Data excerpt |
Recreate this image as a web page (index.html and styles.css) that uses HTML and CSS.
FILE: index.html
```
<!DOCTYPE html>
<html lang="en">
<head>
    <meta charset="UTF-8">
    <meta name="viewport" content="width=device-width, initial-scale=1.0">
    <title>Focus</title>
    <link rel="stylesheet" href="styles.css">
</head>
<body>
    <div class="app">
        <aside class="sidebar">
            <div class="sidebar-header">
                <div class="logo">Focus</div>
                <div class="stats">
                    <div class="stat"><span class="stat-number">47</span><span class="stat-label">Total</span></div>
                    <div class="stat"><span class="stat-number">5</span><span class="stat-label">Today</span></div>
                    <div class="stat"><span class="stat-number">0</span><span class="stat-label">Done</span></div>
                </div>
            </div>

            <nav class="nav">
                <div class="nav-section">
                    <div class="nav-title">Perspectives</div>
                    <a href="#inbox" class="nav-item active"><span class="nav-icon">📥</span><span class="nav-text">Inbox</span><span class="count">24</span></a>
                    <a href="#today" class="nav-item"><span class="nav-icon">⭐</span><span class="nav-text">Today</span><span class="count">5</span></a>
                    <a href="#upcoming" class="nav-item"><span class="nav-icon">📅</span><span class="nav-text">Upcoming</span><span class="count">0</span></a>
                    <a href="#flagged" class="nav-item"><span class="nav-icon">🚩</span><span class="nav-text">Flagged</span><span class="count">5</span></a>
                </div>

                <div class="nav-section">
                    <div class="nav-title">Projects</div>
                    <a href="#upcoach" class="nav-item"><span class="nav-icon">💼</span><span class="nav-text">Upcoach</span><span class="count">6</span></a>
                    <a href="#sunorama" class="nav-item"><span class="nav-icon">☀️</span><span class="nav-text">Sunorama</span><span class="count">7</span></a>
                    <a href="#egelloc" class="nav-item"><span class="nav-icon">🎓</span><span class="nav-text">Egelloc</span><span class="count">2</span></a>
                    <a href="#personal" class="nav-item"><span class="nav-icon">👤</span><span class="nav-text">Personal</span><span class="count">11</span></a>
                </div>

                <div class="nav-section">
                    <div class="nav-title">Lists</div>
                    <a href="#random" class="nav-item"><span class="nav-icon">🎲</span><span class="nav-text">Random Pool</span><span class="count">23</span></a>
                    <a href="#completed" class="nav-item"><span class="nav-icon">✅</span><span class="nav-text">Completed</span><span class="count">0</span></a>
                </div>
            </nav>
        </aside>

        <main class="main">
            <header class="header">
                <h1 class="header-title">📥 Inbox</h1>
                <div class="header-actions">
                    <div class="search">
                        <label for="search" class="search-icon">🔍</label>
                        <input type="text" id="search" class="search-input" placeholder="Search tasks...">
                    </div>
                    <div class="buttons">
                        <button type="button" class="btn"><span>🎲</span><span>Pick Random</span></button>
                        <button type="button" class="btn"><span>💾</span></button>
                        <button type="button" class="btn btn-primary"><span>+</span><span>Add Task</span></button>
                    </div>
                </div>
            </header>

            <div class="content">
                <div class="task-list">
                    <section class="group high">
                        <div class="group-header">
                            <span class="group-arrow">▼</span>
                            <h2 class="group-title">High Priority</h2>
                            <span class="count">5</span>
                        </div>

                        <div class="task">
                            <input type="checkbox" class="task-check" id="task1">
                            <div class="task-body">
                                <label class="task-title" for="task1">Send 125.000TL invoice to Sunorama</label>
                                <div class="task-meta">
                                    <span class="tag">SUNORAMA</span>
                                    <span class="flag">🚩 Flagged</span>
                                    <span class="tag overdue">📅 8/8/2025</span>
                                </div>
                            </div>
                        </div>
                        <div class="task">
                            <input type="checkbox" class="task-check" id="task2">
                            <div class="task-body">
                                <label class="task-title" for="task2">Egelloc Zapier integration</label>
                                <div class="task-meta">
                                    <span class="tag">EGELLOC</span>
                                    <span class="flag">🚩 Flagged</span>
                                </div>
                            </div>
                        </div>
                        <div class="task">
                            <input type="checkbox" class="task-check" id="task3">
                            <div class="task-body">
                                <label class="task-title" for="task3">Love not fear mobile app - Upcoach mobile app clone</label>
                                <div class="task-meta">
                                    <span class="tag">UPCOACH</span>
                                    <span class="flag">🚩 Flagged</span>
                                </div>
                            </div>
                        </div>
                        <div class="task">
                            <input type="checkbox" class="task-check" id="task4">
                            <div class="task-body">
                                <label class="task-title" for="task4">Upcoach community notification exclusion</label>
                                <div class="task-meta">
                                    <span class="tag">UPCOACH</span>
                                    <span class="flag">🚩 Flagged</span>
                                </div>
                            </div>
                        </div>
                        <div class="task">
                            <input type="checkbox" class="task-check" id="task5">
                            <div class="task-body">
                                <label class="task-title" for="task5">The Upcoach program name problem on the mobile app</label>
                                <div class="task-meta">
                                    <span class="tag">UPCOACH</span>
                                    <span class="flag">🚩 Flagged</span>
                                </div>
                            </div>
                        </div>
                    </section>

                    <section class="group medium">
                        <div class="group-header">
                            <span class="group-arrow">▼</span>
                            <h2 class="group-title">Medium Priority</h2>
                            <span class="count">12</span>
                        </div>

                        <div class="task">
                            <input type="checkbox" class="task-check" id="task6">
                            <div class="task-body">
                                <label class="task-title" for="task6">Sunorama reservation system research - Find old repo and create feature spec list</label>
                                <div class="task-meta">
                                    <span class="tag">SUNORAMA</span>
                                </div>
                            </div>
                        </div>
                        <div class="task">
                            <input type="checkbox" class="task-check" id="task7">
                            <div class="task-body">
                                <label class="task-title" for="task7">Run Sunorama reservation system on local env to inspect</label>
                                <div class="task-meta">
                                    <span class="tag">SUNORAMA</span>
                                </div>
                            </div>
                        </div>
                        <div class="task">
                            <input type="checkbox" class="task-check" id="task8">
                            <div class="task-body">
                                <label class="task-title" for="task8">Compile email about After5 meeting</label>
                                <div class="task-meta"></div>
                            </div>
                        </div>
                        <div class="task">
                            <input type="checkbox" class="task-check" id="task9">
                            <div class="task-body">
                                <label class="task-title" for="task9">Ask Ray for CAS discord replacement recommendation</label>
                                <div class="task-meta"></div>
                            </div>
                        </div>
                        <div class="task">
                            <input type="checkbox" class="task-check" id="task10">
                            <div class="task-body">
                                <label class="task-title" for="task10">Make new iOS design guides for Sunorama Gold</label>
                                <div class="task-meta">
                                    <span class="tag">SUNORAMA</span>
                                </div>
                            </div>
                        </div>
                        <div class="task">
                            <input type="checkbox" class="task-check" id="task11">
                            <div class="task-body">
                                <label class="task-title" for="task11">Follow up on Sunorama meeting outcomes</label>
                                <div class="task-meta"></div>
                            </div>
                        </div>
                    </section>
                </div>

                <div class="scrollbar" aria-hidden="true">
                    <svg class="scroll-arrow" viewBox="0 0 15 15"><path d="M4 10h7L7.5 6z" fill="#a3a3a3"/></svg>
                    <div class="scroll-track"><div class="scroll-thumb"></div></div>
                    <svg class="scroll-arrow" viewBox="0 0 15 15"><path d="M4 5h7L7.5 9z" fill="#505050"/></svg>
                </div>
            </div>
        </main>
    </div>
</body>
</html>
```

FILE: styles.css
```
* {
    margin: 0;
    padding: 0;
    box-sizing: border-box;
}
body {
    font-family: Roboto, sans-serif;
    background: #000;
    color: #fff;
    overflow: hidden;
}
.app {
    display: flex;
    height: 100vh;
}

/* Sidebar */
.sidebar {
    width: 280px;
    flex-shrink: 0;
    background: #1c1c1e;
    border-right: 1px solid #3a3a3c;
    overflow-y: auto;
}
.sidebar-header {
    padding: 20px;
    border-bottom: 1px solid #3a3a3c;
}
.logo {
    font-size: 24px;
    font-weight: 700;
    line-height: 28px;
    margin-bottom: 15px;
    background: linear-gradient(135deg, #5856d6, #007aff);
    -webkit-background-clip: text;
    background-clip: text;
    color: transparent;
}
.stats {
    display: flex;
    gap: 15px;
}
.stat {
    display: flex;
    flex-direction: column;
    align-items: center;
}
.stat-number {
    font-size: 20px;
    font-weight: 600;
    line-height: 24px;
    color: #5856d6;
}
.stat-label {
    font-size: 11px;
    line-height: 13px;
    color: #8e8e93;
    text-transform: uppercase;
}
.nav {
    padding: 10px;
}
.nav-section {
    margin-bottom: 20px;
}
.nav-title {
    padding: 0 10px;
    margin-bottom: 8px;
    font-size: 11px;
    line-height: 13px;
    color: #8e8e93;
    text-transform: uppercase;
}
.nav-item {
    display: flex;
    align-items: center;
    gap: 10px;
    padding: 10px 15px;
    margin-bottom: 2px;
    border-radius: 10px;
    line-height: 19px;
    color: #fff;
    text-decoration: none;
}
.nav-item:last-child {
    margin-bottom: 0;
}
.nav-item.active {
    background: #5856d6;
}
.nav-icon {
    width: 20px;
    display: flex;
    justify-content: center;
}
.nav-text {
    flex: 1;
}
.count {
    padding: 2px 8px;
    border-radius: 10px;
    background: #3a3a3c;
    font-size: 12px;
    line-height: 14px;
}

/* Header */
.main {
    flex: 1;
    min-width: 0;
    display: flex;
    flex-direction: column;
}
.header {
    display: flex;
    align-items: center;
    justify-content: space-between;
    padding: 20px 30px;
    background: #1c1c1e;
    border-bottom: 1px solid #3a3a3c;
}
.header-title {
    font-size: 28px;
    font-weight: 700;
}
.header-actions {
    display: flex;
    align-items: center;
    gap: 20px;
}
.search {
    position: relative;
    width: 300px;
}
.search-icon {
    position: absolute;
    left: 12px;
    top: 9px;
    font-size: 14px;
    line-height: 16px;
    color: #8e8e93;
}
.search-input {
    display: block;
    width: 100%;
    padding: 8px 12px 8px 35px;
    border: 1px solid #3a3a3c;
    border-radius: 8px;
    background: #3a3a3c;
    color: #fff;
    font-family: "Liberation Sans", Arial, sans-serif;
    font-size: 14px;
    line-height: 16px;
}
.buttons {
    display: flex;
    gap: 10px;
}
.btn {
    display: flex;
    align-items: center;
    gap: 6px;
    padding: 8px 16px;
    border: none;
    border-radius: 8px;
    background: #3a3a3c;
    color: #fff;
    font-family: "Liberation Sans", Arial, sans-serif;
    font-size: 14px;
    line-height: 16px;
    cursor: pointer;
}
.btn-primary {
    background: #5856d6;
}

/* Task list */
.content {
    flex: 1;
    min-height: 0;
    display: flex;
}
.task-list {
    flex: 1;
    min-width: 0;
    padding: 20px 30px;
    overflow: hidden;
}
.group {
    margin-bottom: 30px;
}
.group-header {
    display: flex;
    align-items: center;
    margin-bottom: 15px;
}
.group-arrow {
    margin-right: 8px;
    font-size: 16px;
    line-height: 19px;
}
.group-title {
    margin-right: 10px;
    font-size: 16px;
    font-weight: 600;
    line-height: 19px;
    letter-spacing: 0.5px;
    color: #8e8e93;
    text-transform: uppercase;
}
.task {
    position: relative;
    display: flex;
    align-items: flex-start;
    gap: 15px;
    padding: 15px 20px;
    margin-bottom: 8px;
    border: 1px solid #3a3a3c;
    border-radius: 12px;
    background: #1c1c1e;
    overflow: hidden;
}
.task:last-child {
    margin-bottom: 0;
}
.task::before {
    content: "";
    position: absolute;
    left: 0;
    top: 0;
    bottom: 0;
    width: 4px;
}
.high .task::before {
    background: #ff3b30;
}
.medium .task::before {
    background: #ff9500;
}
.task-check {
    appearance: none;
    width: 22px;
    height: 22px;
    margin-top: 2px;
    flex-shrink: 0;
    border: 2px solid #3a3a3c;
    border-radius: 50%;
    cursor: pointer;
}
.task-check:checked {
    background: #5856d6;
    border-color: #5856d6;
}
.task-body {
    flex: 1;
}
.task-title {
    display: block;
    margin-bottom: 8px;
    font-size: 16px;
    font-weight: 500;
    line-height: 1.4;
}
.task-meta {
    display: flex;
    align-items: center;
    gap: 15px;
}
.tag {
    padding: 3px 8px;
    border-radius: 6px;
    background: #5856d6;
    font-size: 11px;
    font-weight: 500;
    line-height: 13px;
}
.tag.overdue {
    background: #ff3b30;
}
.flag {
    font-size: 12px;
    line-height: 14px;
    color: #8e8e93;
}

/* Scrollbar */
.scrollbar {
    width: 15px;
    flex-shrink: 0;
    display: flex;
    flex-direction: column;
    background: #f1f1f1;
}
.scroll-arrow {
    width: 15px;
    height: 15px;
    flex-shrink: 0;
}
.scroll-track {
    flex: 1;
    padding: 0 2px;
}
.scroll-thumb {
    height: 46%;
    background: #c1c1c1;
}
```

Stated problem |
Take every line from the data above that holds "index" and copy it out.

Result below |
Recreate this image as a web page (index.html and styles.css) that uses HTML and CSS.
FILE: index.html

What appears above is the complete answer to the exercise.